Partners are crucial for Lilongwe Wildlife Trust to carry out our mission to save wildlife, campaign for conservation justice and inspire people to value and protect nature in Malawi
Two such valued partners are leading the way to a cleaner, greener Malawi through upcycling – taking waste products and creating value for organisations and households alike. And they both have outlets at the entrance of our wildlife centre: Kawandama Hills Plantation and International Conservation and Clean up Management.
Kawandama Hills Plantation established themselves in 2009 to produce lemon eucalyptus essential oil for the creation of natural insect repellent. This tree – the Corymbia citriodora – produces leaves and woody biomass. The leaves are distilled in Northern Malawi, at a facility that has virtually no pollution of any kind. At four years of age, the trees are cut down to just trunks to create the sustainable charcoal. Once chopped, this species puts out new shoots from its stumps and the trees start to regenerate. This then allows leaves and wood to grow in the next four-year cycle. Since the charcoal is from trees that are raised, planted and tended on the same plantation they are considered sustainable and renewable. The Forestry Department granted Kawandama Hills Plantation the first sustainable charcoal license in Malawi back in 2015 and, in 2016, the initiative was expanded through the support of USAID.
To assist Kawandama Hills Plantation with their mission, LWT agreed to place a sustainable charcoal container outlet in the parking area of our wildlife centre. Their employees are always present during our daytime operating hours to sell both 5kg and 15kg bags. Most people buy charcoal at dusk on the way home so our wildlife centre is well placed for such purchases. In their latest innovative move, Kwandama Hills Plantation has developed a natural hand sanitiser that can protect against COVID19 transmission for up to 3 hours. This can also be bought from our sanctuary charcoal outlet.
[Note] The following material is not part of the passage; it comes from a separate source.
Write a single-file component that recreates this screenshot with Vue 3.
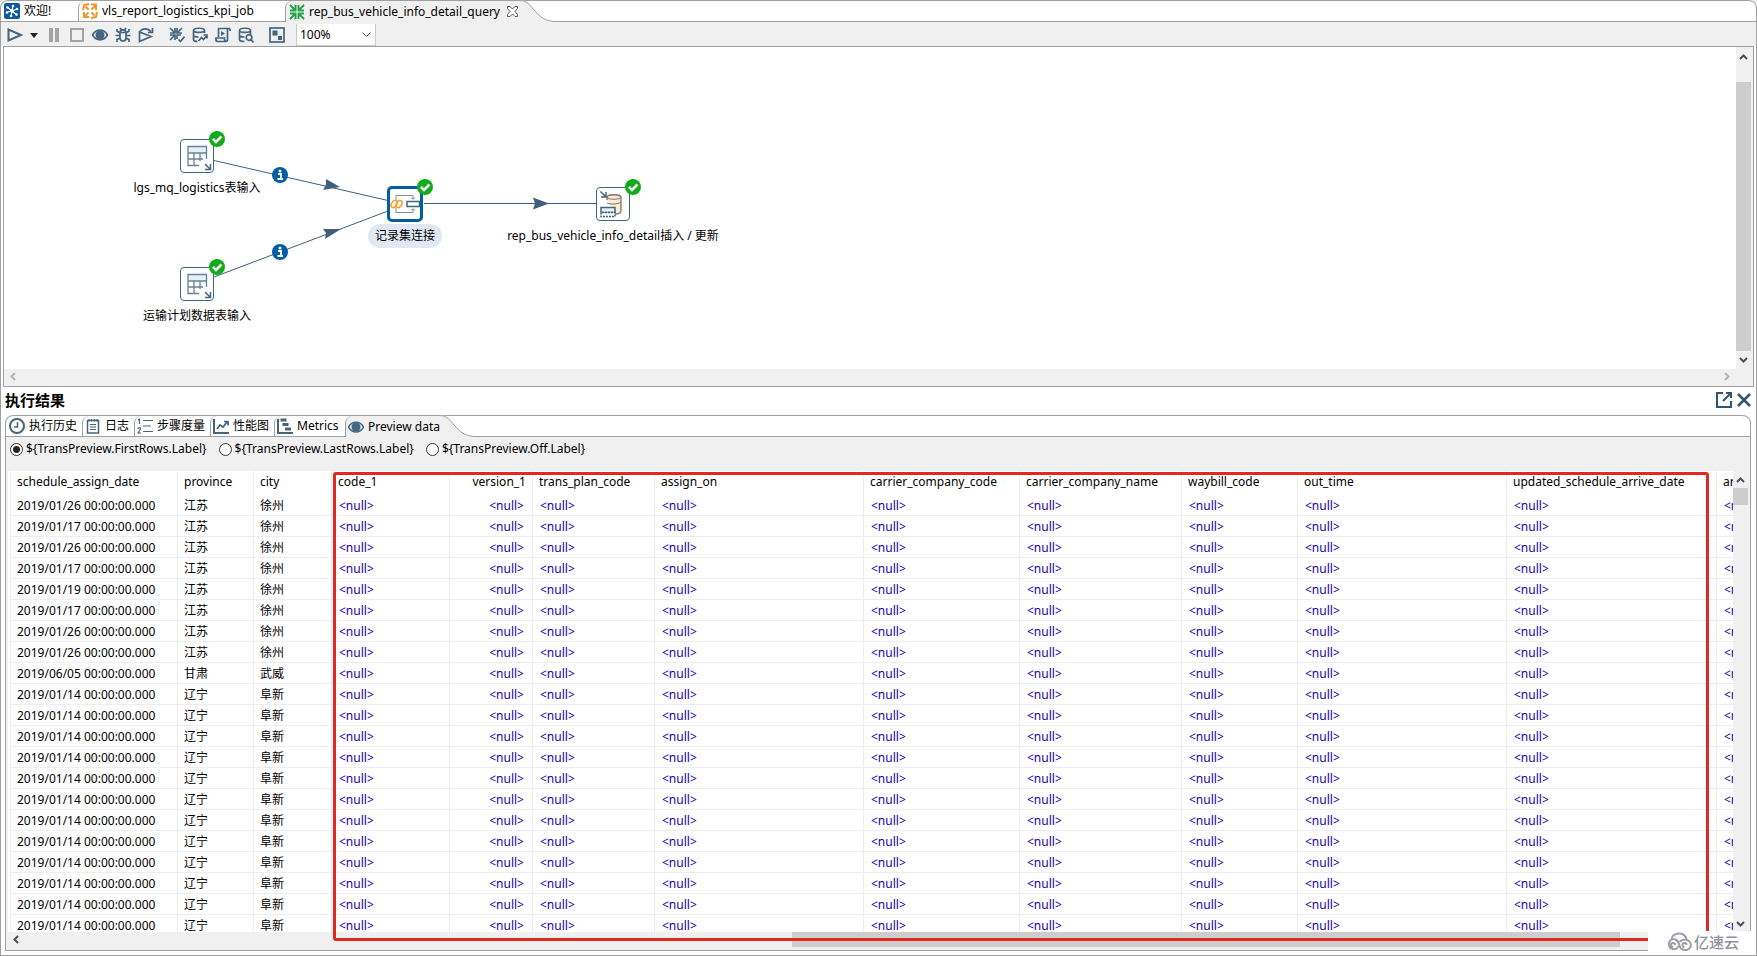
<script setup>
import { ref } from 'vue'

const zoomLevel = ref('100%')
const sampling = ref('first')

const tools = [
  { id: 'pause', label: 'Pause' },
  { id: 'stop', label: 'Stop' },
  { id: 'eye', label: 'Preview' },
  { id: 'bug', label: 'Debug' },
  { id: 'replay', label: 'Replay' },
  { id: 'verify', label: 'Verify', gap: true },
  { id: 'impact', label: 'Impact' },
  { id: 'sql', label: 'SQL' },
  { id: 'explore', label: 'Explore database' },
  { id: 'results', label: 'Show results', gap: true }
]

const nodes = [
  { id: 'a', kind: 'table', x: 176, y: 92, label: 'lgs_mq_logistics表输入' },
  { id: 'b', kind: 'table', x: 176, y: 220, label: '运输计划数据表输入' },
  { id: 'c', kind: 'merge', x: 384, y: 140, label: '记录集连接', selected: true },
  { id: 'd', kind: 'upsert', x: 592, y: 140, label: 'rep_bus_vehicle_info_detail插入 / 更新' }
]

const resultTabs = [
  { id: 'history', label: '执行历史' },
  { id: 'log', label: '日志' },
  { id: 'steps', label: '步骤度量' },
  { id: 'perf', label: '性能图' },
  { id: 'metrics', label: 'Metrics' }
]

const samplings = [
  { id: 'first', label: '${TransPreview.FirstRows.Label}' },
  { id: 'last', label: '${TransPreview.LastRows.Label}' },
  { id: 'off', label: '${TransPreview.Off.Label}' }
]

const columns = [
  { name: 'schedule_assign_date', w: 167 },
  { name: 'province', w: 76 },
  { name: 'city', w: 78 },
  { name: 'code_1', w: 118 },
  { name: 'version_1', w: 83, right: true },
  { name: 'trans_plan_code', w: 122 },
  { name: 'assign_on', w: 209 },
  { name: 'carrier_company_code', w: 156 },
  { name: 'carrier_company_name', w: 162 },
  { name: 'waybill_code', w: 116 },
  { name: 'out_time', w: 209 },
  { name: 'updated_schedule_arrive_date', w: 210 },
  { name: 'arrive_time', w: 160 }
]

const xuzhou = ['2019/01/26', '2019/01/17', '2019/01/26', '2019/01/17', '2019/01/19', '2019/01/17', '2019/01/26', '2019/01/26']
const rows = [
  ...xuzhou.map((d) => [d, '江苏', '徐州']),
  ['2019/06/05', '甘肃', '武威'],
  ...Array.from({ length: 12 }, () => ['2019/01/14', '辽宁', '阜新'])
].map(([d, p, c]) => [d + ' 00:00:00.000', p, c])
</script>

<template>
  <div class="app">
    <div class="strip" role="tablist">
      <div class="tab first wel">
        <button role="tab" class="tabbtn">
          <svg width="16" height="16" viewBox="0 0 16 16">
            <rect width="16" height="16" rx="2" fill="#0d5aa0" />
            <path d="M3 4l10 8M9 2.500L7 13.500M2.500 9.500L13.500 6" stroke="#fff" stroke-width="1.200" />
            <g fill="#fff"><circle cx="3.500" cy="4.500" r="1.300" /><circle cx="9" cy="3" r="1.300" /><circle cx="13" cy="6" r="1.300" /><circle cx="12.500" cy="11.500" r="1.300" /><circle cx="7" cy="13" r="1.300" /><circle cx="3" cy="9.500" r="1.300" /><circle cx="8" cy="8" r="1.800" /></g>
          </svg>
          欢迎!
        </button>
      </div>
      <div class="tab job">
        <button role="tab" class="tabbtn">
          <svg width="16" height="16" viewBox="0 0 16 16" fill="none" stroke="#f0962a" stroke-width="2">
            <path d="M6.500 6.500L3.500 3.500M1 7l1-5 5-1M9 1.500h5V7M9.500 6.500l4-4M6.500 9.500l-4 4M2 9v5h5M9.500 9.500l3 3M15 9l-1 5-5 1" />
          </svg>
          vls_report_logistics_kpi_job
        </button>
      </div>
      <div class="tab active">
        <button role="tab" class="tabbtn" aria-selected="true">
          <svg width="16" height="16" viewBox="0 0 16 16" fill="none" stroke="#25a54a" stroke-width="2">
            <path d="M1 1l5 5M1 6.500h5.500V1M15 1l-5 5M15 6.500H9.500V1M1 15l5-5M1 9.500h5.500V15M15 15l-5-5M15 9.500H9.500V15" />
          </svg>
          rep_bus_vehicle_info_detail_query
        </button>
        <button class="close" aria-label="Close tab">
          <svg width="11" height="11" viewBox="0 0 11 11" fill="#fff" stroke="#555"><path d="M.5 .5h2.500L5.500 3 8 .5h2.500v2L8 5.500l2.500 3v2H8L5.500 8 3 10.500H.5v-2L3 5.500l-2.500-3z" /></svg>
        </button>
      </div>
      <svg class="swoop" width="36" height="22" viewBox="0 0 36 22"><path d="M0 0C14 0 14 21 36 21.500V22H0z" fill="#f0f0f0" /><path d="M0 .5C14 .5 14 21.500 36 21.500" fill="none" stroke="#a0a0a0" /></svg>
    </div>

    <div class="toolbar" role="toolbar">
      <button class="tool run" aria-label="Run"><svg width="16" height="16" viewBox="0 0 16 16" fill="none" stroke="#43657f" stroke-width="2"><path d="M1.500 2.500v11L14 8z" /></svg></button>
      <button class="drop" aria-label="Run options"><svg width="8" height="5" viewBox="0 0 8 5"><path d="M0 0h8L4 5z" fill="#222" /></svg></button>
      <button v-for="t in tools" :key="t.id" class="tool" :class="{ gap: t.gap }" :aria-label="t.label">
        <svg width="16" height="16" viewBox="0 0 16 16" fill="none" stroke="#43657f" stroke-width="1.700">
          <path v-if="t.id === 'pause'" d="M3 1h4v14H3zM9 1h4v14H9z" fill="#a3a3a3" stroke="none" />
          <rect v-else-if="t.id === 'stop'" x="2" y="2" width="12" height="12" stroke="#a3a3a3" stroke-width="2" />
          <g v-else-if="t.id === 'eye'"><path d="M.5 8C4 1.500 12 1.500 15.500 8 12 14.500 4 14.500 .5 8z" /><circle cx="8" cy="8" r="4.500" fill="#43657f" stroke="none" /></g>
          <g v-else-if="t.id === 'bug'"><path d="M5 5.500h6v5.500c0 4-6 4-6 0zM5 5.500c0-3.500 6-3.500 6 0M5 1l1.500 2M11 1L9.500 3M.5 8.500H5M11 8.500h4.500M5 6L2 4V2M11 6l3-2V2M5 11l-3 1.500V15M11 11l3 1.500V15" /></g>
          <g v-else-if="t.id === 'replay'"><path d="M1.500 5v9.500L13 9.500zM2 4c3-3 8-3 11 .5M14.500 1v4.500H10" /></g>
          <g v-else-if="t.id === 'verify'"><path d="M1 1l4.500 4.500M1 6h5V1M13 1L8.500 5.500M13 6H8V1M1 13l4.500-4.500M1 8h5v5M8 12V8h4M9.500 12.500l2 2 4-5" /></g>
          <g v-else-if="t.id === 'impact'"><path d="M12.500 6V3.500c0-3-11-3-11 0v9c0 1.500 2 2 4 2M1.500 3.500c0 2.500 11 2.500 11 0M1.500 8c0 1 2 2 5 2M6.500 14l3-3.500 2 2L15 8.500M11.500 8H15v3.500" /></g>
          <g v-else-if="t.id === 'sql'"><path d="M3.500 10V1.500h11.500M12.500 1.500v11c0 2.500-2.500 2.500-3 0V11H1v2c0 1 1 1.500 2 1.500h8M15 1.500V4" /><path d="M6 4v5l4-2.500z" fill="#43657f" stroke="none" /></g>
          <g v-else-if="t.id === 'explore'"><path d="M12.500 7V3.500c0-3-11-3-11 0v9c0 1.500 2 2 5 2M1.500 3.500c0 2.500 11 2.500 11 0M1.500 8c0 1 2 2 5 2" /><circle cx="11" cy="10.500" r="2.800" /><path d="M13 12.500l2.500 3" /></g>
          <g v-else><rect x="1" y="1" width="14" height="14" /><path d="M3.500 3.500h5v5h-5zM9 9h4v4H9z" fill="#43657f" stroke="none" /></g>
        </svg>
      </button>
      <select v-model="zoomLevel" class="zoom" aria-label="Zoom"><option>100%</option><option>75%</option></select>
    </div>

    <div class="canvasframe">
      <div class="canvas">
        <svg class="edges" width="740" height="320" viewBox="4 47 740 320">
          <g stroke="#3f5f7c" fill="none"><path d="M214 160.500L388 200.500M214 277L388 211M424 203.500h172" /></g>
          <g fill="#3f5f7c"><path d="M326 179l14 8-17 3 3-5z" /><path d="M341 229l-16 10 1-6-3-4z" /><path d="M533 197.500l16 6-16 6 2-6z" /></g>
          <g v-for="y in [175, 252]" :key="y"><circle cx="280" :cy="y" r="8" fill="#005da6" /><path :d="`M278 ${y - 1}h3v5M277.500 ${y + 4}h5.500`" stroke="#fff" stroke-width="2" fill="none" /><circle cx="280" :cy="y - 4" r="1.500" fill="#fff" /></g>
        </svg>
        <div v-for="n in nodes" :key="n.id" class="node" :class="{ selected: n.selected }" :style="{ left: n.x + 'px', top: n.y + 'px' }">
          <button class="box" :aria-label="n.label">
            <svg width="32" height="32" viewBox="0 0 32 32" fill="none" stroke="#43657f">
              <g v-if="n.kind === 'table'"><path d="M7 7h19v6H7z" fill="#e3f1fb" stroke="none" /><path d="M18 25.500H7v-19h18.500V19M7 13h18.500M7 19h15M13 13v12M19 13v8" stroke="#6c8095" stroke-width="1.300" /><path d="M24 24l5 5M29.500 24v5.500H24" stroke-width="1.500" /></g>
              <g v-else-if="n.kind === 'merge'"><path d="M7 12V7.500h17V11M22 9.500l2 2 2-2M7 20v4.500h17V21M22 22.500l2-2 2 2" stroke="#7c8ea0" /><ellipse cx="5" cy="16" rx="2.500" ry="4" transform="rotate(30 5 16)" stroke="#f59a23" stroke-width="1.500" /><ellipse cx="10" cy="16" rx="2.500" ry="4" transform="rotate(30 10 16)" stroke="#f59a23" stroke-width="1.500" /><path d="M7 16h2" stroke="#f59a23" /><path d="M18 13.500h12.500v5H18z" stroke-width="1.500" fill="#fff" /></g>
              <g v-else><path d="M10 12V9c0-3 14-3 14 0v14c0 2-3 3-6 3" fill="#fdebd3" stroke="#7b7470" stroke-width="1.300" /><path d="M10 9c0 3 14 3 14 0M10 15c3 1.500 11 1.500 14-1" stroke="#7b7470" /><path d="M4 19.500h14v5H4z" fill="#e3f1fb" stroke-width="1.500" /><path d="M4 24.500v4h14v-4z" fill="#fff" stroke-dasharray="2 1" stroke-width="1.500" /><path d="M3.500 3.500l5 5M9 4v5H4" stroke-width="1.500" /></g>
            </svg>
          </button>
          <svg class="ok" width="16" height="16" viewBox="0 0 16 16"><circle cx="8" cy="8" r="8" fill="#12ab1c" /><path d="M4 8l3 3 5.500-5.500" fill="none" stroke="#fff" stroke-width="2.500" /></svg>
          <span class="label">{{ n.label }}</span>
        </div>
      </div>
      <div class="vbar">
        <button class="arrow" aria-label="Scroll up"><svg width="9" height="6" viewBox="0 0 9 6"><path d="M1 5l3.500-3.500L8 5" /></svg></button>
        <div class="thumb"></div>
        <button class="arrow" aria-label="Scroll down"><svg width="9" height="6" viewBox="0 0 9 6"><path d="M1 1l3.500 3.500L8 1" /></svg></button>
      </div>
      <div class="hbar off">
        <button class="arrow" aria-label="Scroll left"><svg width="6" height="9" viewBox="0 0 6 9"><path d="M5 1L1.500 4.500 5 8" /></svg></button>
        <button class="arrow" aria-label="Scroll right"><svg width="6" height="9" viewBox="0 0 6 9"><path d="M1 1l3.500 3.500L1 8" /></svg></button>
      </div>
    </div>

    <div class="resulthead">
      <h2>执行结果</h2>
      <button aria-label="Maximize"><svg width="16" height="16" viewBox="0 0 16 16" fill="none" stroke="#2f5570" stroke-width="2"><path d="M7 1H1v14h14V9M7 9l7-7M10 1h5v5" /></svg></button>
      <button aria-label="Close results"><svg width="14" height="14" viewBox="0 0 14 14" fill="none" stroke="#2f5570" stroke-width="2.500"><path d="M1 1l12 12M13 1L1 13" /></svg></button>
    </div>

    <div class="results">
      <div class="strip" role="tablist">
        <div v-for="(t, i) in resultTabs" :key="t.id" class="tab" :class="['r-' + t.id, { first: i === 0 }]">
          <button role="tab" class="tabbtn">
            <svg width="16" height="16" viewBox="0 0 16 16" fill="none" stroke="#43657f" stroke-width="1.500">
              <g v-if="t.id === 'history'"><circle cx="8" cy="8" r="7" stroke-width="2" /><path d="M8.500 4v5H5" /></g>
              <g v-else-if="t.id === 'log'"><path d="M2.500 2.500h11v12.500h-11z" /><path d="M4 1v2.500M6.500 1v2.500M9.500 1v2.500M12 1v2.500M5 6.500h6M5 9h6M5 11.500h6" stroke-width="1.200" /></g>
              <g v-else-if="t.id === 'steps'"><path d="M6 2.500h10M6 8h8M6 13.500h10M1 2l1.500-1v5M1 11c0-2 3-1.500 2.500 0L1 15h3" stroke-width="1.200" /></g>
              <g v-else-if="t.id === 'perf'"><path d="M1 1v14h15" stroke-width="2" /><path d="M4 11l3-4 3 2 4-5M11 3.500h4v4" stroke-width="1.700" /></g>
              <g v-else><path d="M1 1v14h15" stroke-width="2" /><path d="M3.500 2h6M5.500 6.500h6M8 11h6" stroke-width="3" /></g>
            </svg>
            {{ t.label }}
          </button>
        </div>
        <div class="tab active">
          <button role="tab" class="tabbtn" aria-selected="true">
            <svg width="16" height="16" viewBox="0 0 16 16" fill="none" stroke="#43657f" stroke-width="1.500"><path d="M.5 8C4 1.500 12 1.500 15.500 8 12 14.500 4 14.500 .5 8z" /><circle cx="8" cy="8" r="4.500" fill="#43657f" stroke="none" /></svg>
            Preview data
          </button>
        </div>
        <svg class="swoop" width="36" height="22" viewBox="0 0 36 22"><path d="M0 0C14 0 14 21 36 21.500V22H0z" fill="#f0f0f0" /><path d="M0 .5C14 .5 14 21.500 36 21.500" fill="none" stroke="#a0a0a0" /></svg>
      </div>

      <div class="radios">
        <label v-for="s in samplings" :key="s.id"><input v-model="sampling" type="radio" name="sampling" :value="s.id" />{{ s.label }}</label>
      </div>

      <div class="gridpane">
        <div class="viewport">
          <table>
            <colgroup><col v-for="c in columns" :key="c.name" :style="{ width: c.w + 'px' }" /></colgroup>
            <thead><tr><th v-for="c in columns" :key="c.name" :class="{ right: c.right }">{{ c.name }}</th></tr></thead>
            <tbody>
              <tr v-for="(r, i) in rows" :key="i">
                <td v-for="(c, j) in columns" :key="c.name" :class="{ right: c.right, nil: j > 2 }">{{ j > 2 ? '<null>' : r[j] }}</td>
              </tr>
            </tbody>
          </table>
        </div>
        <div class="vbar">
          <button class="arrow" aria-label="Scroll rows up"><svg width="9" height="6" viewBox="0 0 9 6"><path d="M1 5l3.500-3.500L8 5" /></svg></button>
          <div class="thumb"></div>
          <button class="arrow" aria-label="Scroll rows down"><svg width="9" height="6" viewBox="0 0 9 6"><path d="M1 1l3.500 3.500L8 1" /></svg></button>
        </div>
        <div class="hbar">
          <button class="arrow" aria-label="Scroll columns left"><svg width="6" height="9" viewBox="0 0 6 9"><path d="M5 1L1.500 4.500 5 8" /></svg></button>
          <div class="track"><div class="thumb"></div></div>
        </div>
        <div class="highlight"></div>
      </div>
    </div>

    <div class="brand">
      <svg width="26" height="20" viewBox="0 0 26 20" fill="none" stroke="#9a9ca6" stroke-width="2"><path d="M12.500 14a5 5 0 1 1-3-6.500c2 1 3.500 3.500 4 6 .8 3 3 4.500 5.500 4.500a5 5 0 0 0 1.500-10C20 4 17 1.500 13 1.500S6 4 5.500 7M9 13a2 2 0 1 0-2 2M14 10c1-2 3-2.500 5-2M20.500 13a2 2 0 1 0-2 2" /></svg>
      <span>亿速云</span>
    </div>
  </div>
</template>

<style>
body { background: #f0f0f0; }
</style>

<style scoped>
.app {
  position: relative;
  box-sizing: border-box;
  height: 100vh;
  display: flex;
  flex-direction: column;
  overflow: hidden;
  background: #fff;
  border: 1px solid #a0a0a0;
  border-top: 0;
  border-radius: 8px 8px 0 0;
  font: 12px/16px "Noto Sans", "Noto Sans CJK SC", sans-serif;
  color: #000;
}
button { border: 0; padding: 0; margin: 0; background: none; font: inherit; color: inherit; }
svg { display: block; flex: none; }

.strip {
  display: flex;
  flex: none;
  box-sizing: border-box;
  height: 22px;
  border: 1px solid #a0a0a0;
  border-width: 1px 0;
  border-radius: 8px 8px 0 0;
  background: #fff;
}
.tab {
  display: flex;
  align-items: center;
  box-sizing: border-box;
  height: 20px;
  padding-left: 3px;
  border-left: 1px solid #a0a0a0;
  border-top-left-radius: 7px;
  white-space: nowrap;
}
.tab.first { border-left-color: transparent; }
.tabbtn { display: flex; align-items: center; gap: 4px; }
.tab.active { height: 21px; background: #f0f0f0; }
.wel { width: 77px; padding-left: 2px; }
.job { width: 207px; }
.close { margin: 0 2px 0 7px; }
.swoop { margin-top: -1px; }
.results .tab { padding-left: 2px; }
.r-history { width: 76px; }
.r-log { width: 52px; }
.r-steps { width: 76px; }
.r-perf { width: 64px; }
.r-metrics { width: 71px; }

.toolbar {
  display: flex;
  flex: none;
  align-items: center;
  box-sizing: border-box;
  height: 24px;
  padding: 2px 0 0 6px;
  background: #f0f0f0;
}
.tool { margin-right: 7px; }
.drop { margin-right: 8px; }
.tool.gap { margin-left: 8px; }
.zoom {
  appearance: none;
  box-sizing: border-box;
  width: 80px;
  height: 22px;
  margin-left: 4px;
  padding: 0 3px;
  border: 1px solid #c8c8c8;
  border-width: 0 1px 1px;
  border-radius: 0;
  color: #000;
  font: inherit;
  background: #fff url("data:image/svg+xml,%3Csvg xmlns='http://www.w3.org/2000/svg' width='9' height='6'%3E%3Cpath d='M.5 .5l4 4 4-4' fill='none' stroke='%23444'/%3E%3C/svg%3E") no-repeat right 4px center;
}

.canvasframe {
  display: grid;
  flex: none;
  grid-template: 322px 17px / 1fr 17px;
  margin: 0 2px;
  border: 1px solid #a0a0a0;
  background: #f0f0f0;
}
.canvas { position: relative; overflow: hidden; background: #fff; }
.edges { position: absolute; left: 0; top: 0; }
.node { position: absolute; width: 34px; }
.box {
  display: flex;
  align-items: center;
  justify-content: center;
  box-sizing: border-box;
  width: 34px;
  height: 34px;
  border: 1px solid #43657f;
  border-radius: 4px;
  background: #fff;
}
.selected .box { width: 36px; height: 36px; margin: -1px; border: 3px solid #005da6; border-radius: 5px; }
.ok { position: absolute; left: 29px; top: -8px; }
.label {
  position: absolute;
  left: 50%;
  top: 37px;
  padding: 4px 7px;
  border-radius: 12px;
  white-space: nowrap;
  transform: translateX(-50%);
}
.selected .label { background: #e1e8f4; }

.vbar { display: flex; flex-direction: column; align-items: center; background: #f0f0f0; }
.hbar { display: flex; align-items: flex-start; background: #f0f0f0; }
.arrow { display: flex; align-items: center; justify-content: center; width: 15px; height: 17px; }
.hbar .arrow { height: 15px; }
.arrow path { fill: none; stroke: #505050; stroke-width: 2; }
.off { justify-content: space-between; padding: 0 2px 0 1px; }
.off .arrow path { stroke: #b5b5b5; }
.thumb { background: #cdcdcd; }
.canvasframe .vbar { padding: 1px 2px 1px 0; }
.canvasframe .vbar .thumb { flex: 1; width: 15px; margin-top: 17px; }

.resulthead { display: flex; flex: none; align-items: center; box-sizing: border-box; height: 28px; padding: 0 5px 2px 4px; gap: 5px; }
.resulthead h2 { flex: 1; margin: 0; font-size: 15px; line-height: 20px; font-weight: 700; }

.results {
  display: flex;
  flex: 1;
  flex-direction: column;
  min-height: 0;
  margin: 0 5px 4px 4px;
  border: 1px solid #a0a0a0;
  border-top: 0;
  border-radius: 8px 8px 0 0;
  background: #f0f0f0;
}
.radios { display: flex; flex: none; align-items: center; gap: 12px; height: 24px; padding-left: 4px; margin-bottom: 10px; }
.radios label { display: flex; align-items: center; gap: 3px; }
.radios input {
  appearance: none;
  box-sizing: border-box;
  width: 13px;
  height: 13px;
  margin: 0;
  border: 1px solid #333;
  border-radius: 50%;
  background: #fff;
}
.radios input:checked { background: radial-gradient(circle, #222 0 3px, #fff 4px); }

.gridpane {
  position: relative;
  display: grid;
  flex: 1;
  min-height: 0;
  grid-template: minmax(0, 1fr) 18px / minmax(0, 1fr) 17px;
  margin-left: 2px;
}
.viewport { overflow: hidden; background: #fff; padding-left: 2px; }
table { width: 1866px; table-layout: fixed; border-collapse: separate; border-spacing: 0; }
th, td {
  box-sizing: border-box;
  overflow: hidden;
  border-left: 1px solid #ececf2;
  font-weight: 400;
  text-align: left;
  white-space: nowrap;
}
th { height: 24px; padding: 0 6px 2px; line-height: 20px; }
td { height: 21px; padding: 2px 6px 0; border-bottom: 1px solid #ececf2; line-height: 18px; }
.nil { padding: 2px 8px 0 7px; color: #1a00b0; }
.right { text-align: right; }
.gridpane .vbar { padding-right: 2px; }
.gridpane .vbar .thumb { width: 15px; height: 17px; margin-bottom: auto; }
.gridpane .hbar { grid-column: 1 / -1; }
.track { flex: 1; display: flex; height: 15px; }
.track .thumb { width: 48%; margin-left: 44.5%; }
.highlight { position: absolute; inset: 1px 41px 9px 325px; border: 3px solid #e02a20; border-radius: 3px; }

.brand {
  position: absolute;
  right: -1px;
  bottom: -1px;
  display: flex;
  align-items: center;
  gap: 2px;
  box-sizing: border-box;
  width: 109px;
  height: 25px;
  padding: 0 0 3px 18px;
  background: #fff;
  color: #8f919b;
  font-size: 15px;
  font-weight: 500;
}
</style>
ICCM is a Malawi registered social enterprise dedicated to effective education, practical waste reduction and the ethical recycling or reuse of resources. They’re developing waste management hubs throughout Lilongwe. These provide convenient and affordable ways for communities to recycle their waste while also creating spaces where people can come and learn about the importance of waste management, and how to generate income through waste innovation.
For the last few years our wildlife centre has provided a space for one such hub. Stating in July, ICCM will be with us every Thursday and Saturday from 9am until 5pm. People can stop by the far end of our car park on Kenyatta Drive to deposit any amount of recycling for just 2000mwk. All proceeds go towards ICCM projects.
Promoting upcycling can go a long way to creating a clean and waste free Malawi. From the deposited recycling, ICCM produce recycled greeting cards, paper jewellery, glassware from bottles and weaved plastic bins for office spaces and events. The wildlife centre gift shop sells some of these recycled wares.
LWT also utilises some of the raw materials to create eco bricks and briquettes as part of our own education programmes. Like Kawandama Hills Plantation’s sustainable charcoal, these briquettes can be used for household needs instead of wood.